By using this Potential Energy function, instead of P = mgz (in the case
of a graviational field) you'll end up with the equations of SHM. That is,

        d^2[x]
      m ------  = - Kx   ...Force is proportional to the displacement.
         dt^2
         
Try it...

/mtp

    In one sense, a the equivalence of a variational statement of a
    problem and a differential equation statement is like the difference
    between a boundry value problem and an initial value problem.

    Suppose you can solve a given boundry value problem (for example,
    by expanding in an appropriate space of eigenfunctions).  If the
    solution is smooth enough, you could then get the initial conditions
    at one of the boundries and now get the same solution as an initial
    value problem.  The latter would be like the 'shooting method' for
    solving a boundry problem, where you try various initial conditions
    at one end and try and hit the other boundry.

    The beauty of variational prinicples is that you are often not interested
    in the path itself, but only in some global property (such as the
    capacitance per unit length of a microstrip transmission line).
    It also leads to computationally effective ways of solving problems
    via the finite element method (Galerken method, Ritz method,
    moment methods, and so forth).

    To rigorously probe the limits of applicability of this, one gets into
    some hairy mathematics (Sobolev spaces and the like).

    A few references I'm familair with:

	"Classical Mechanics" by Goldstein - very good elementry exposition
	without assuming you know all sorts of stuff about manifolds, etc.

	"Feynman Lectures on Physics" - everyone should look through
	these sometime.  I think Vol II has a chapter on least action.

    Also, any book on quantum mechanics will use Hamiltonians, since
    nuclear 'forces' are conservative.

    - Jim

    Re .1:
    
    How does that indicate a tendency for the difference between kinetic
    and potential energies to become minimized?
    
    You define "stationary" for a point, but then refer to a "stationary
    function".  What is the relationship between them?
    
    You also describe the value of the integral of L over some time period
    as stationary.  How does this relate to the definition of "stationary"
    that F'(x) = 0.  In other words, what are x and F for the value of the
    integral of L over some time period?
    
    
    				-- edp 

        You also describe the value of the integral of L over some time period
    as stationary.  How does this relate to the definition of "stationary"
    that F'(x) = 0.  In other words, what are x and F for the value of the
    integral of L over some time period?

>   I'm not sure I completely understand your question, but I'll give it
>   a shot:  First, when we note that F'(x) = 0, we say that the point, x,
>   is stationary, not the function F'(x).
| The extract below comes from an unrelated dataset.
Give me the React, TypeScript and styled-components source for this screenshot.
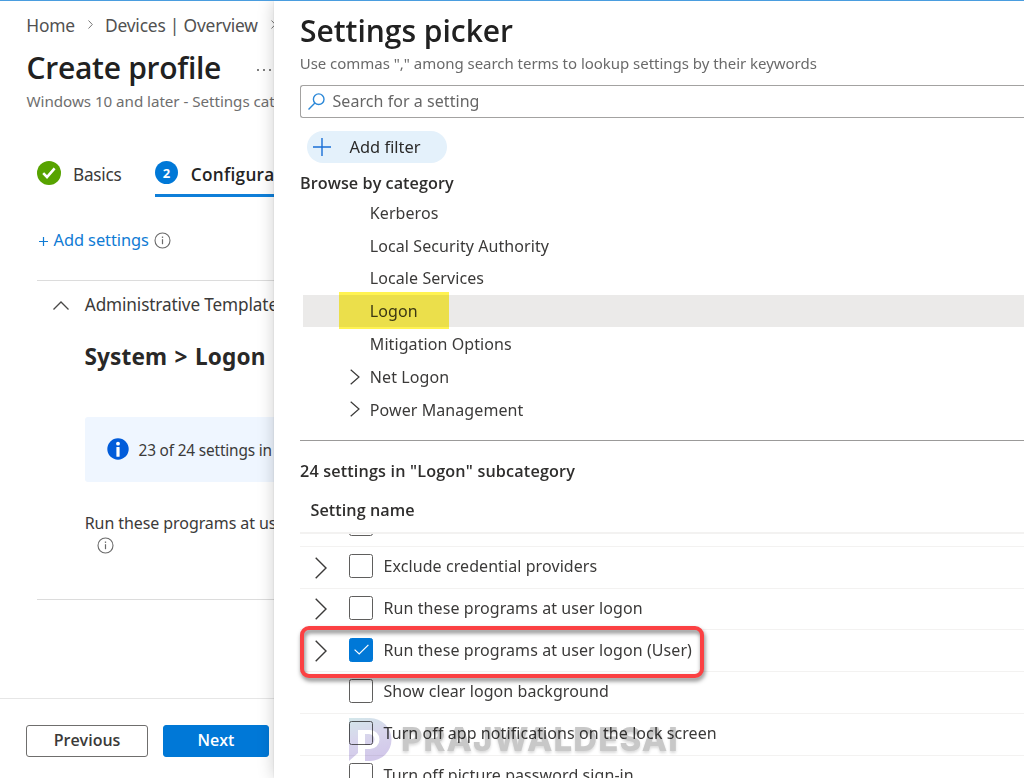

>   For a function, F(x,x') to be stationary it must meet the following
>   condition.  That is, The derivative of the partial derivative of F wrt x' 
>   minus the partial derivative of F wrt to x, must be equal to zero!
>   In otherwords, the function that is derived by setting Euler's equation
>   to zero is, by definition, a stationary function.

>   To prove that to you would require me apply variational calculus, which
>   I'm unwilling to do given that these proofs are readily found in the
>   texts referenced at the end of note .1

    Hope this helps,
    
    /mtp
    

    Consider a simple one dimensional problem of a particle moving from
    point x2 to x2 in time t1 to t2; these are the boundry conditions.

    We now assume that the path of 'least action' is x(t) and ask what
    happens to the action (integral of the Lagrangian over the interval)
    when we perturb the path by some admissable e(t) (no Dirac deltas, etc).

    We have the kinetic energy which is a function of velocity,

	KE = .5*m*(dx(t)/dt)^2

    and the potential energy as some function of position,

	PE = V(x)

    The action is defined as the functional

	S = int(t1,t2) KE-PE dt

    The claim is that the perturbation e(t) will vanish over the interval
    if x(t) satisfies Newtons law.

    Assume e(t) is small so we can expand (d(x+e)/dt) and V(x+e)
    in series in the neighborhood of x neglecting second order terms
    in e:

	V(x+e) = V(x) + e*V'(x) + ...

	(d(x+d)/dt)^2 = (dx/dt)^2 + 2(dx/dt)(de/dt) + (square ignored)

    Now the action is (to first order in e)

	S = INT(t1,t2) .5*m(dx/dt)^2 - V(x) + m*(dx/dt)(de/dt) - e*V'(x) dt

    So this is of the form S + dS, 

	dS = INT(t1,t2) m*(dx/dt)(de/dt) - e*V'(x) dt

    Now we integrate by parts (one of those wonderfully obscure seeming moves)

	dS = m*dx/dt*(e(t2) - e(t1)) - INT(t1,t2) e*(m*(dx^2/dt^2) + V'(x) dt

    Note that e(t1), e(t2) are both zero by the boundry conditions, so
    perturbation in the action functional is just the last integral

	dS = INT(t1,t2) e(t)*(m*(dx^2/dt^2) + V'(x)) dt

    Now, we are allowing e(t) to be arbitrary over the interval, and for
    dS to vanish for any admissible e(t) then we must have

	m*(dx^2/dt^2) = -dV(x)/dx

    since force is the gradient gravitational potential we recover F = m*a
    in this case...

    - Jim

    Nice job, Jim.  I just wasn't motivated to wrestle with ASCII
    characters.  BTW, with a slightly more rigorous approach one ends
    up with Euler's equation.  Having Euler's equation is like not
    having to build a hammer everytime you want to hammer a nail. Anyway,
    I liked your derivation.
    
    /Mike

    It's been a long time since I took a mechanics course (using
    Goldstein), but I remember that the use of the Langrangian rather
    than Newton's laws made it MUCH easier to include constraint equations
    into your equations of motion (constraints like "this object is
    constrained to move upon the surface of a sphere").